Having written and/or directed the likes of “Training Day,” “Harsh Times” and “End of Watch,” David Ayer has staked his claim as being one of Hollywood’s go-to guys for wildly implausible and inexplicably celebrated sagas involving cops who are on (or at least adjacent to) the edge. With his latest work, “Sabotage,” he has divorced himself from the recurring elements of his filmography in two key areas by giving viewers a story that focuses on DEA agents who are on the edge and which is so preposterous that no sane person could possibly celebrate it as anything other than inadvertent comedy. This could well be the single most implausible film playing at your multiplex this weekend and bear in mind, “Mr. Peabody & Sherman” is still in release.
One-time action king Arnold Schwarzenegger stars as John “Breacher” Wharton, a two-fisted, hard-drinking Atlanta-based DEA agent who, as the story opens, leads a ragtag group of colorfully nicknamed agent—including “Monster” (Sam Worthington)’ “Grinder” (Joe Manganiello), “Sugar” (Terrence Howard), “Neck” (Josh Holloway), “Tripod” (Max Martini), “Smoke” (Mark Schlegel) and “Lizzy” (Mirelle Enos)—on a raid of a cartel safe house that they are using as a smokescreen for stealing $10 million dollars in drug money for themselves. Alas, when they go to retrieve the money later on, they find that it has disappeared and to make matters worse, their higher-ups somehow know about the missing money and yank them all out of the field while trying to find enough conclusive evidence.
After eight months, the Feds throw in the towel and not only reinstate them all but allow them to reform their group on the basis that no one else will work with them because of the shame they have brought on the department. At this point, someone begins bumping them off one by one in extraordinarily elaborate and gruesome ways. At first, the assumption is that one of the cartels they have tangled with in the past is behind the killings, most likely the one from whom they took the still-missing money. However, as the body count continues to rise, the increasingly paranoid gang begins to suspect that one of their own is responsible. As tensions mount, Breacher, along with a local cop (Olivia Williams), tries to get to the bottom of the murders while confronting the dark secrets that led to him trying to steal all the money in the first place.

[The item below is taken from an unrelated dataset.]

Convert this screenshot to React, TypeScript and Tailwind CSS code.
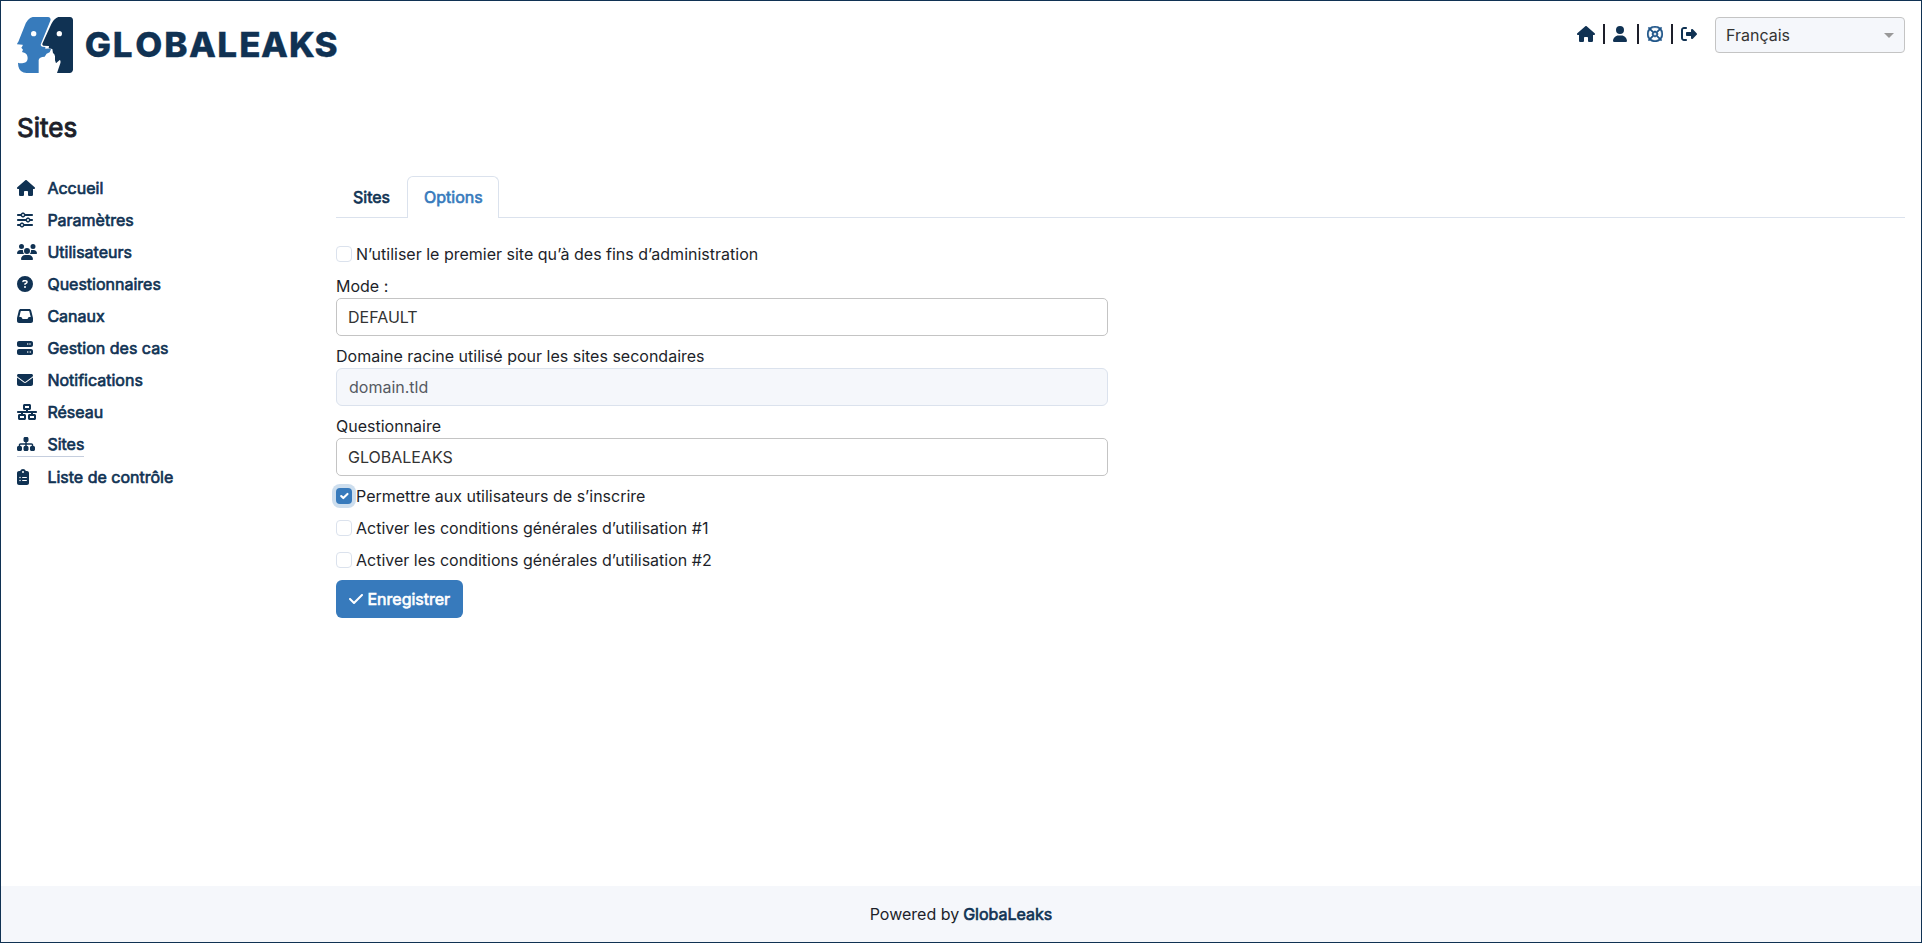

Essentially a head-on collision between a gritty cop drama and an over-the-top slasher film that leaves no survivors, “Sabotage” is a genuinely weird movie in most respects but unfortunately, it isn’t so much interesting-weird as it is “What in God’s name were they thinking?”–weird. The storyline is such absolute nonsense from top to bottom that it makes the Beastie Boys music video for their song “Sabotage”—a knowing spoof of Seventies-era TV cop dramas—seem like “Heat” in terms of dramatic believability. To be fair to Ayer, a good portion of this lunacy may be he handiwork of co-writer Skip Woods, who has helped to pen such crimes against the action genre as “Swordfish,” “The A-Team” and “A Good Day to Die Hard.” Whoever is ultimately responsible for it, the screenplay is little more than a foul-mouthed stew of ridiculous twists, unpleasant characters and a conclusion that basically abdicates all narrative responsibilities in order to jam in a chase, a violent concluding shootout and an even more violent coda that feels trucked in from another movie.
Although the film does him no favors, I can understand why Schwarzenegger signed on to this project—after the failures of “The Last Stand” and “Escape Plan,” he no doubt felt the need to shake things up a bit. Unfortunately, the script does him no favors and most viewers will be thinking that he is just a tad too old to be playing this particular character. However, his always-unique line readings do inspire the closest that the film gets to actual entertainment, which is more than can be said for his co-stars.
Terrence Howard seems to be hoping that Don Cheadle will turn up to relieve him, Josh Holloway plays essentially the same part that he did in the last “Mission: Impossible” film and Mireille Enos, stuck with one of the more embarrassing female roles in recent memory, overacts up a storm. As for Sam Worthington, he is so forgettable that he barely registers even when he is front and center. The closest thing to a good performance comes from Joe Manganiello, who displays enough wit and charisma to sort of make up for his cardboard character.
One last thing about “Sabotage”—it is really, really violent. Yeah, a certain amount of violence is to be expected from a Schwarzenegger action epic but the red and grey stuff flows so freely here that even Dario Argento might have suggested dialing it back a bit. Under most circumstances, I don’t have a problem with extreme violence in a film as long as it can be artistically justified but it is laid on too thick this time around and grows very tiresome in no time at all. In other words, “Sabotage” is a film that is a bloody bore in every sense of the word.